Im honestly feeling pretty lost right now, but every time I look at him I can’t help but feel it’s time. He’s got the best chance the vet can give him, but I still don’t want to watch him suffer.
I really don’t have much faith, but if you do, please pray for Bear.
Edit: Bear was laid to rest at 10:50am. It was extremely fast and he was so out of it he barely felt a thing. His suffering is over and so mine begins.
I hope you and Bear have a good outcome.
I had to say goodbye to my emotional support cat two months ago. He helped me through losing my mom 6 years ago, his “brother” four years ago (they weren’t related, just a bonded pair when I adopted them), and my dad last year. He was 18 and started having problems breathing and eating. We went to the emergency vet when he jumped up on his sunny resting spot and I saw that he couldn’t catch his breath. I was lucky. He made the decision easy for me.
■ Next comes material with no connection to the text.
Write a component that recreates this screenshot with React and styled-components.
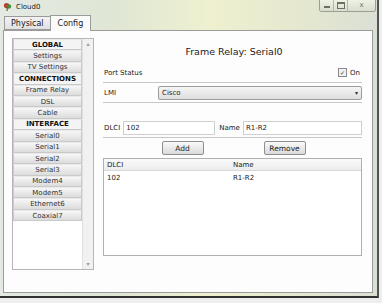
import React from "react";
import styled, { createGlobalStyle } from "styled-components";

const Global = createGlobalStyle`
  html, body { margin: 0; padding: 0; }
  body {
    width: 382px;
    height: 303px;
    overflow: hidden;
    font-family: "DejaVu Sans", Tahoma, sans-serif;
    background: #eeeeee;
  }
`;

const sidebarItems = [
  { label: "GLOBAL", head: true },
  { label: "Settings" },
  { label: "TV Settings" },
  { label: "CONNECTIONS", head: true },
  { label: "Frame Relay" },
  { label: "DSL" },
  { label: "Cable" },
  { label: "INTERFACE", head: true },
  { label: "Serial0" },
  { label: "Serial1" },
  { label: "Serial2" },
  { label: "Serial3" },
  { label: "Modem4" },
  { label: "Modem5" },
  { label: "Ethernet6" },
  { label: "Coaxial7" },
];

export default function App() {
  return (
    <>
      <Global />
      <Window>
        <TitleBar>
          <CloudIcon width="9" height="9" viewBox="0 0 10 10">
            <circle cx="4" cy="4" r="3" fill="#c0392b" />
            <circle cx="6.5" cy="5" r="2.6" fill="#3f8f3a" />
            <rect x="4" y="6" width="1.2" height="4" fill="#6b4a2a" />
          </CloudIcon>
          <Title>Cloud0</Title>
          <Controls>
            <CtrlButton>
              <MinGlyph />
            </CtrlButton>
            <CtrlButton>
              <MaxGlyph />
            </CtrlButton>
            <CtrlButton wide>
              <CloseGlyph>x</CloseGlyph>
            </CtrlButton>
          </Controls>
        </TitleBar>

        <Client>
          <Tabs>
            <Tab>Physical</Tab>
            <Tab active>Config</Tab>
          </Tabs>

          <Panel>
            <Sidebar>
              <SideList>
                {sidebarItems.map((it) => (
                  <SideItem key={it.label} head={it.head}>
                    {it.label}
                  </SideItem>
                ))}
              </SideList>
              <Scrollbar>
                <Arrow>▴</Arrow>
                <Arrow>▾</Arrow>
              </Scrollbar>
            </Sidebar>

            <Main>
              <Heading>Frame Relay: Serial0</Heading>

              <Row>
                <Label>Port Status</Label>
                <CheckWrap>
                  <Check>✓</Check>
                  <span>On</span>
                </CheckWrap>
              </Row>
              <Rule />

              <Row>
                <Label w="54px">LMI</Label>
                <Select>
                  <span>Cisco</span>
                  <Caret>▾</Caret>
                </Select>
              </Row>
              <Rule />

              <DlciRow>
                <Label>DLCI</Label>
                <Input w="92px">102</Input>
                <Label>Name</Label>
                <Input grow>R1-R2</Input>
              </DlciRow>
              <Rule />

              <ButtonRow>
                <Button>Add</Button>
                <Button>Remove</Button>
              </ButtonRow>

              <Table>
                <HeadRow>
                  <Cell w="123px">DLCI</Cell>
                  <Cell>Name</Cell>
                </HeadRow>
                <BodyRow>
                  <Cell w="123px">102</Cell>
                  <Cell>R1-R2</Cell>
                </BodyRow>
              </Table>
            </Main>
          </Panel>
        </Client>
      </Window>
    </>
  );
}

const Window = styled.div`
  width: 379px;
  height: 298px;
  display: flex;
  flex-direction: column;
  background: linear-gradient(
    90deg,
    #e4e9e4 0%,
    #dfe6d4 30%,
    #eef0cf 55%,
    #e5e8cf 80%,
    #dadfd6 100%
  );
  border-right: 2px solid #4f5450;
  border-bottom: 2px solid #2f3230;
  box-sizing: border-box;
`;

const TitleBar = styled.div`
  height: 13px;
  display: flex;
  align-items: center;
  padding-left: 3px;
  gap: 4px;
`;

const CloudIcon = styled.svg`
  flex: none;
`;

const Title = styled.span`
  font-size: 7px;
  color: #1c1c1c;
`;

const Controls = styled.div`
  margin-left: auto;
  margin-right: 1px;
  align-self: flex-start;
  display: flex;
  border: 1px solid #9a9f94;
  border-top: none;
  border-radius: 0 0 3px 3px;
  overflow: hidden;
`;

const CtrlButton = styled.div`
  width: ${(p) => (p.wide ? "27px" : "13px")};
  height: 11px;
  display: flex;
  align-items: center;
  justify-content: center;
  background: linear-gradient(#eef1e6, #d9ddcf);
  border-left: 1px solid #b2b7aa;
  &:first-child { border-left: none; }
`;

const MinGlyph = styled.div`
  width: 6px;
  height: 2px;
  margin-top: 3px;
  background: #6b6f66;
`;

const MaxGlyph = styled.div`
  width: 6px;
  height: 4px;
  border: 1px solid #6b6f66;
  border-top-width: 2px;
`;

const CloseGlyph = styled.span`
  font-size: 7px;
  color: #6b6f66;
  line-height: 1;
`;

const Client = styled.div`
  flex: 1;
  display: flex;
  flex-direction: column;
  padding: 1px 4px 3px 3px;
`;

const Tabs = styled.div`
  display: flex;
  align-items: flex-end;
  height: 16px;
  padding-left: 1px;
`;

const Tab = styled.div`
  height: ${(p) => (p.active ? "16px" : "14px")};
  padding: 0 ${(p) => (p.active ? "7px" : "6px")};
  display: flex;
  align-items: center;
  font-size: 8px;
  color: #1a1a1a;
  background: ${(p) => (p.active ? "#fbfbfb" : "linear-gradient(#f3f3f3, #e1e1e1)")};
  border: 1px solid #9b9b9b;
  border-bottom: ${(p) => (p.active ? "none" : "1px solid #9b9b9b")};
  margin-left: ${(p) => (p.active ? "-1px" : "0")};
  box-sizing: border-box;
  margin-bottom: ${(p) => (p.active ? "-1px" : "0")};
  position: relative;
  z-index: ${(p) => (p.active ? 1 : 0)};
`;

const Panel = styled.div`
  flex: 1;
  display: flex;
  gap: 9px;
  padding: 7px 10px 0 8px;
  background: #fdfdfd;
  border: 1px solid #9b9b9b;
`;

const Sidebar = styled.div`
  width: 80px;
  height: 230px;
  display: flex;
  border: 1px solid #b5b5b5;
  background: #fff;
  flex: none;
`;

const SideList = styled.div`
  width: 69px;
  display: flex;
  flex-direction: column;
`;

const SideItem = styled.div`
  height: 11.4px;
  box-sizing: border-box;
  display: flex;
  align-items: center;
  justify-content: center;
  font-size: 7px;
  font-weight: ${(p) => (p.head ? 700 : 400)};
  color: ${(p) => (p.head ? "#111" : "#333")};
  background: ${(p) =>
    p.head ? "#f4f4f4" : "linear-gradient(#f7f7f7, #dcdcdc)"};
  border: 1px solid #c9c9c9;
  border-top-color: #e9e9e9;
`;

const Scrollbar = styled.div`
  flex: 1;
  display: flex;
  flex-direction: column;
  justify-content: space-between;
  align-items: center;
  background: #f1f1f1;
  border-left: 1px solid #e0e0e0;
  padding: 2px 0;
`;

const Arrow = styled.span`
  font-size: 6px;
  color: #999;
  line-height: 1;
`;

const Main = styled.div`
  flex: 1;
  display: flex;
  flex-direction: column;
  padding-top: 8px;
`;

const Heading = styled.div`
  text-align: center;
  font-size: 9.5px;
  color: #222;
  margin-bottom: 6px;
  padding-left: 3px;
`;

const Row = styled.div`
  display: flex;
  align-items: center;
  height: 19px;
  font-size: 7px;
  color: #222;
`;

const Label = styled.span`
  width: ${(p) => p.w || "auto"};
  flex: none;
  font-size: 7px;
  color: #222;
  padding-left: 1px;
`;

const CheckWrap = styled.div`
  margin-left: auto;
  margin-right: 2px;
  display: flex;
  align-items: center;
  gap: 3px;
`;

const Check = styled.span`
  width: 7px;
  height: 7px;
  border: 1px solid #8a8a8a;
  background: #eef0f6;
  font-size: 6px;
  line-height: 7px;
  text-align: center;
  color: #333;
`;

const Rule = styled.div`
  height: 1px;
  background: #c8c8c8;
`;

const Select = styled.div`
  flex: 1;
  height: 14px;
  box-sizing: border-box;
  display: flex;
  align-items: center;
  padding: 0 3px;
  font-size: 7px;
  border: 1px solid #9d9d9d;
  border-radius: 2px;
  background: linear-gradient(#f5f5f5, #dedede);
`;

const Caret = styled.span`
  margin-left: auto;
  font-size: 6px;
  color: #333;
`;

const DlciRow = styled.div`
  display: flex;
  align-items: center;
  gap: 3px;
  margin-top: 16px;
  height: 18px;
`;

const Input = styled.div`
  width: ${(p) => p.w || "auto"};
  flex: ${(p) => (p.grow ? 1 : "none")};
  height: 14px;
  box-sizing: border-box;
  display: flex;
  align-items: center;
  padding: 0 2px;
  font-size: 7px;
  color: #222;
  border: 1px solid #cfcfcf;
  background: #fff;
`;

const ButtonRow = styled.div`
  display: flex;
  gap: 60px;
  justify-content: center;
  padding: 3px 0 3px 2px;
`;

const Button = styled.div`
  width: 42px;
  height: 14px;
  box-sizing: border-box;
  display: flex;
  align-items: center;
  justify-content: center;
  font-size: 7.5px;
  color: #222;
  border: 1px solid #8f8f8f;
  border-radius: 2px;
  background: linear-gradient(#fafafa, #dadada);
`;

const Table = styled.div`
  height: 98px;
  box-sizing: border-box;
  border: 1px solid #b0b0b0;
  background: #fff;
  display: flex;
  flex-direction: column;
`;

const HeadRow = styled.div`
  display: flex;
  height: 11px;
  align-items: center;
  background: linear-gradient(#fafafa, #ececec);
  border-bottom: 1px solid #d8d8d8;
  font-size: 7px;
`;

const BodyRow = styled.div`
  display: flex;
  height: 13px;
  align-items: center;
  font-size: 7px;
`;

const Cell = styled.span`
  width: ${(p) => p.w || "auto"};
  padding-left: 3px;
  color: #222;
`;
My wish for you and Bear is that no matter what happens, you will not second-guess whatever decision you make. It’s hard enough to lose a fur friend, especially one that’s been by your side for 17 years, but you don’t have to make the grieving process harder by playing the “if only I’d…” game. Bear is counting on you to do the right thing, and IMO, any decision you make from a position of love and compassion is the RIGHT thing.